Gleichzeitig ist die Beteiligung existierender Machteliten auch eine Chance für den Übergangsprozess. Sie erlaubt mögliche Friedensstörer zumindest anfangs einzubinden. Wenn Reformfiguren dem Status Quo entspringen, können sie auf existierende Netzwerke zur Umsetzung ihrer Ideen zurückgreifen. Premierminister Abyi Ahmed hat beispielsweise angefangen, weitgehende demokratische Reformen in Äthiopien umzusetzen. Medien- und Versammlungsfreiheit sind gewachsen, tausende politische Gefangen wurden frei gelassen, und die Privatisierung staatlicher Monopole hat begonnen. Letztes Jahr schloss Äthiopien Frieden mit Eritrea und eröffnete damit die Hoffnung, dass auch dort die Jahrzehnte der Isolation und Militarisierung zu Ende gehen könnten.

Doch die schnellen Reformen bringen auch die inneren Spannungen Äthiopiens zu Tage. 2018 wurden im Land fast drei Millionen Menschen durch gewaltsame Auseinandersetzungen vertrieben; so viele wie in keinem anderen Land. Ende Juni versuchten staatliche Sicherheitskräfte, die Regierung zu stürzen und töteten dabei unter anderem den Armeechef. Währenddessen drohen die Übergänge in Algerien und Simbabwe in alte Muster zurückzufallen, bevor sie richtig begonnen haben.
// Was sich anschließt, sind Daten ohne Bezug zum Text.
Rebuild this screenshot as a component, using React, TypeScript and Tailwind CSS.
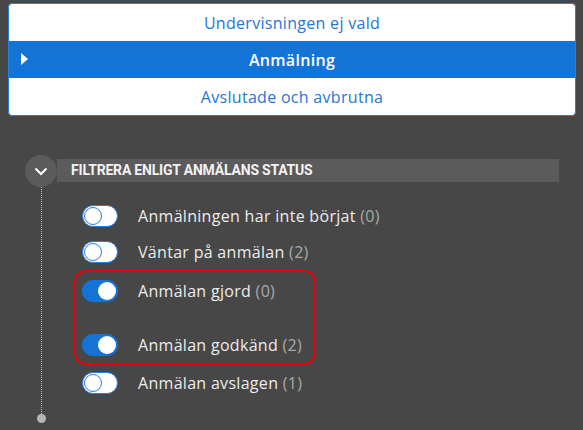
import type { ReactNode } from "react";

const tabs = [
  { label: "Undervisningen ej vald", active: false },
  { label: "Anmälning", active: true },
  { label: "Avslutade och avbrutna", active: false },
];

function Toggle({ on }: { on: boolean }) {
  if (on) {
    return (
      <span className="flex h-[22px] w-[36px] shrink-0 items-center justify-end rounded-full bg-[#1673d6] pr-[2px]">
        <span className="h-[18px] w-[18px] rounded-full bg-white" />
      </span>
    );
  }
  return (
    <span className="flex h-[22px] w-[36px] shrink-0 items-center rounded-full border-[1.5px] border-[#2b7ddb] bg-white pl-[1px]">
      <span className="h-[18px] w-[18px] rounded-full border-[1.5px] border-[#2b7ddb] bg-white" />
    </span>
  );
}

function Item({ on, label, count }: { on: boolean; label: string; count: number }) {
  return (
    <div className="flex h-9 items-center gap-[20px]">
      <Toggle on={on} />
      <span className="text-[16px] tracking-[0.3px] text-[#ececec]">
        {label} <span className="text-[#a9a9a9]">({count})</span>
      </span>
    </div>
  );
}

function Highlight({ children }: { children: ReactNode }) {
  return (
    <div className="-ml-[8px] flex w-[242px] flex-col gap-[18px] rounded-[12px] border-2 border-[#e8000b] pl-[6px] pt-px">
      {children}
    </div>
  );
}

export default function App() {
  return (
    <div
      className="h-[430px] w-[583px] overflow-hidden bg-[#474747] pt-[3px]"
      style={{ fontFamily: '"Open Sans", "Noto Sans", sans-serif' }}
    >
      <div className="mx-[8px] w-[568px] overflow-hidden rounded-[4px] border border-[#2b7ddb] bg-white">
        {tabs.map((t) => (
          <div
            key={t.label}
            className={
              t.active
                ? "relative flex h-[37px] items-center justify-center bg-[#1474d6] text-[16px] font-semibold tracking-[0.3px] text-white"
                : "flex h-[37px] items-center justify-center text-[16px] tracking-[0.3px] text-[#2477d6]"
            }
          >
            {t.active && (
              <svg className="absolute left-[12px] top-[12px]" width="7" height="12" viewBox="0 0 7 12">
                <path d="M0 0 L7 6 L0 12 Z" fill="white" />
              </svg>
            )}
            {t.label}
          </div>
        ))}
      </div>

      <div className="ml-[25px] mt-[39px] flex">
        <div className="flex w-[32px] flex-col items-center">
          <div className="flex h-[32px] w-[32px] items-center justify-center rounded-full bg-[#5b5b5b]">
            <svg width="14" height="9" viewBox="0 0 14 9">
              <path d="M1.5 1.5 L7 7 L12.5 1.5" fill="none" stroke="white" strokeWidth="2" />
            </svg>
          </div>
          <div className="h-[227px] border-l border-dotted border-[#bdbdbd]" />
          <div className="h-[9px] w-[9px] rounded-full bg-[#b5b5b5]" />
        </div>
        <div className="flex-1">
          <div className="mr-[24px] mt-[4px] flex h-[23px] items-center bg-[#5b5b5b] pl-[14px]">
            <span
              className="text-[14px] font-bold tracking-[-0.2px] text-[#f2f2f2]"
              style={{ fontFamily: "Roboto, sans-serif" }}
            >
              FILTRERA ENLIGT ANMÄLANS STATUS
            </span>
          </div>
          <div className="ml-[25px] mt-[16px] flex flex-col">
            <Item on={false} label="Anmälningen har inte börjat" count={0} />
            <Item on={false} label="Väntar på anmälan" count={2} />
            <Highlight>
              <Item on label="Anmälan gjord" count={0} />
              <Item on label="Anmälan godkänd" count={2} />
            </Highlight>
            <Item on={false} label="Anmälan avslagen" count={1} />
          </div>
        </div>
      </div>
    </div>
  );
}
Für Deutschland und Europa sind diese Entwicklungen von großer Bedeutung. Äthiopien und die Demokratische Republik Kongo gehören zu den größten Empfängerländern von deutscher Entwicklungszusammenarbeit in Afrika. Äthiopien und Algerien haben sich in den vergangenen Jahren als wichtige Friedensvermittler hervorgetan, im Sudan und Südsudan bzw. in Mali. Wenn die Bundesregierung die Ziele der afrikapolitischen Leitlinien, welche sie dieses Jahr neu fasste, umsetzen will, müssen diese Übergangsprozesse friedlich verlaufen und nachhaltig inklusive Herrschaft garantieren.

Die Diplomatie steht jedoch vor schwierigen Herausforderungen. Zwei andere Übergangsprozesse der letzten Jahre zeigen, wie internationaler Einfluss nicht enden sollte: in Ägypten konnte sich das Militär mit Präsident al-Sisi an der Spitze behaupten, ohne dass es langfristige Einbußen der US-Militärhilfe hinnehmen musste. In Libyen zerfiel der Staat nach der international forcierten Entmachtung Gaddafis im Streit bewaffneter Gruppen.

Deutsche Diplomatie sollte also auf glaubwürdige Reformschritte drängen und die Erwartungen auch an konstruktive Regierungen wie die von Abyi Ahmed in Äthiopien nicht aus falscher Rücksichtnahme senken. Gewaltakte wie das Massaker der friedlichen Demonstranten am 3. Juni in Khartum müssen aufgeklärt werden. Die Bundesregierung sollte innerhalb der Staaten die Akteure unterstützen, die für einen gesellschaftlichen Wandel stehen. Entsprechend sollten deutsche Diplomaten bei ihren Vermittlungsbemühungen im Sudan und anderswo auch zivilgesellschaftliche Bewegungen wie die Sudanese Professionals Association involvieren. Gleichzeitig sollten sie weiterhin regionale Prozesse wie die Mediation der Afrikanischen Union im Sudan unterstützen. Um ein glaubwürdiges Auftreten zu ermöglichen, muss sich die Regierung auch noch stärker um einen kohärenten Ansatz zwischen den Ressorts und mit den europäischen Partnern bemühen.

Die Bevölkerungen im Sudan, Algerien und anderen Ländern haben gezeigt, dass sie nicht länger auf langfristige Reformversprechen warten wollen. Pusten wir Wind in ihre Segel.